◆ What you have to do:
Go through the listing and set it down exactly, leaving out its pictures.

*** Input

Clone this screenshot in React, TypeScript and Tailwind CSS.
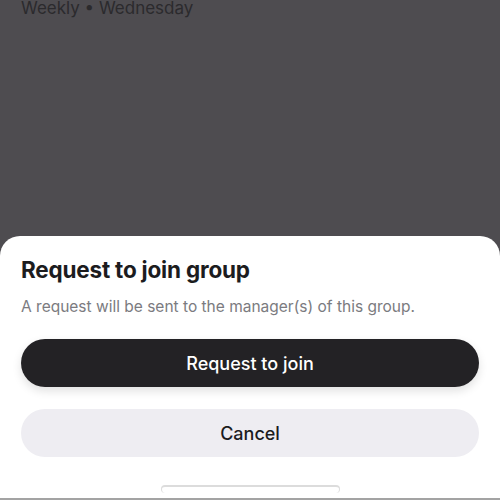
const font = { fontFamily: 'Inter, "Noto Sans", sans-serif' };

const App = () => {
  return (
    <div className="w-[500px] h-[500px] flex flex-col bg-[#4e4c50] overflow-hidden" style={font}>
      <div className="flex-1 overflow-hidden px-[21px]">
        <div className="-mt-[4px] text-[17px] leading-[24px] text-[#2b2a2d]">Weekly • Wednesday</div>
      </div>
      <div className="h-[262px] bg-white rounded-t-[20px] flex flex-col px-[21px] pt-[20px]">
        <h2 className="text-[22.5px] leading-[28px] font-bold text-[#1c1c1e] tracking-[-0.2px]">Request to join group</h2>
        <p className="mt-[13px] text-[15.5px] leading-[20px] text-[#7b7b80]">A request will be sent to the manager(s) of this group.</p>
        <button className="mt-[22px] h-[48px] w-full rounded-full bg-[#232225] text-white text-[18px] font-medium shadow-[0_4px_10px_rgba(0,0,0,0.12)]">
          Request to join
        </button>
        <button className="mt-[22px] h-[48px] w-full rounded-full bg-[#eeedf2] text-[#1c1c1e] text-[18px] font-medium">
          Cancel
        </button>
        <div className="flex-1 flex justify-center items-end">
          <div className="w-[179px] h-[8px] mb-[5px] rounded-full border-t-2 border-x border-[#dcdcdc]" />
        </div>
      </div>
      <div className="h-[2px] bg-[#a3a3a3]" />
    </div>
  );
};

export default App;
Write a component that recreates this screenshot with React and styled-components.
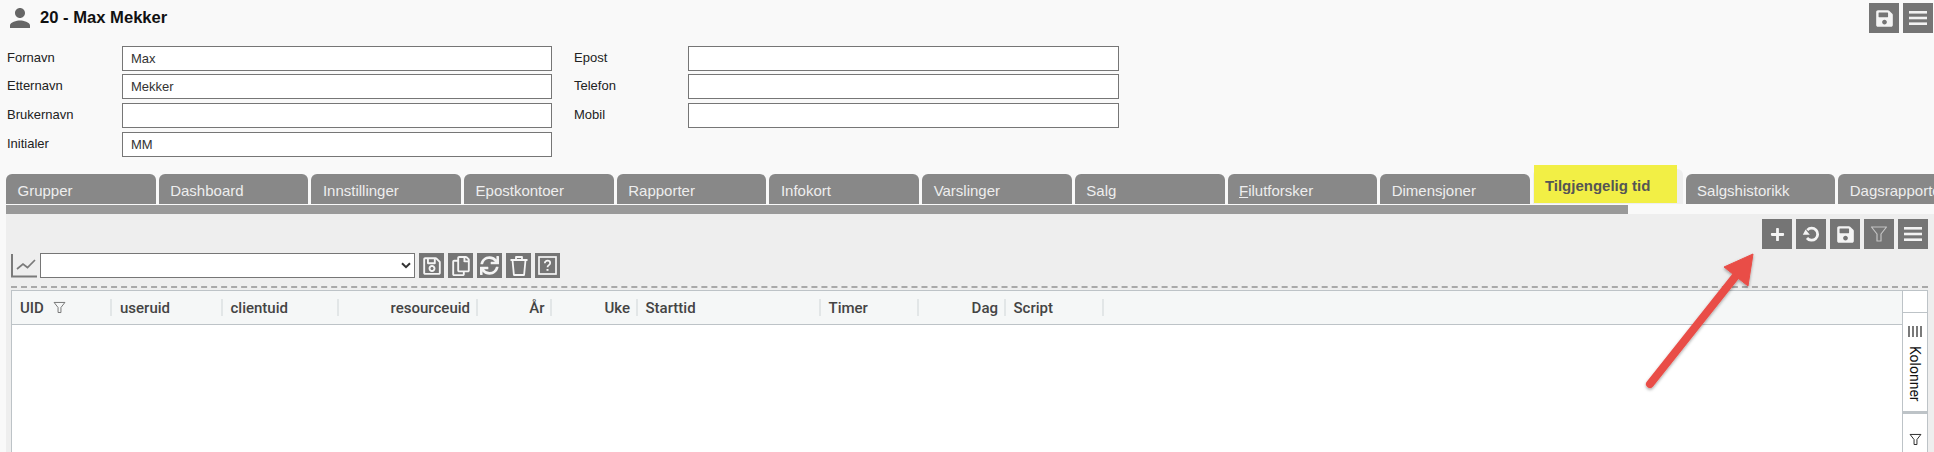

******

◆ Complete response:
Clone this screenshot in React, TypeScript and Tailwind CSS.
const font = { fontFamily: 'Inter, "Noto Sans", sans-serif' };

const App = () => {
  return (
    <div className="w-[500px] h-[500px] flex flex-col bg-[#4e4c50] overflow-hidden" style={font}>
      <div className="flex-1 overflow-hidden px-[21px]">
        <div className="-mt-[4px] text-[17px] leading-[24px] text-[#2b2a2d]">Weekly • Wednesday</div>
      </div>
      <div className="h-[262px] bg-white rounded-t-[20px] flex flex-col px-[21px] pt-[20px]">
        <h2 className="text-[22.5px] leading-[28px] font-bold text-[#1c1c1e] tracking-[-0.2px]">Request to join group</h2>
        <p className="mt-[13px] text-[15.5px] leading-[20px] text-[#7b7b80]">A request will be sent to the manager(s) of this group.</p>
        <button className="mt-[22px] h-[48px] w-full rounded-full bg-[#232225] text-white text-[18px] font-medium shadow-[0_4px_10px_rgba(0,0,0,0.12)]">
          Request to join
        </button>
        <button className="mt-[22px] h-[48px] w-full rounded-full bg-[#eeedf2] text-[#1c1c1e] text-[18px] font-medium">
          Cancel
        </button>
        <div className="flex-1 flex justify-center items-end">
          <div className="w-[179px] h-[8px] mb-[5px] rounded-full border-t-2 border-x border-[#dcdcdc]" />
        </div>
      </div>
      <div className="h-[2px] bg-[#a3a3a3]" />
    </div>
  );
};

export default App;
Write a component that recreates this screenshot with React and styled-components.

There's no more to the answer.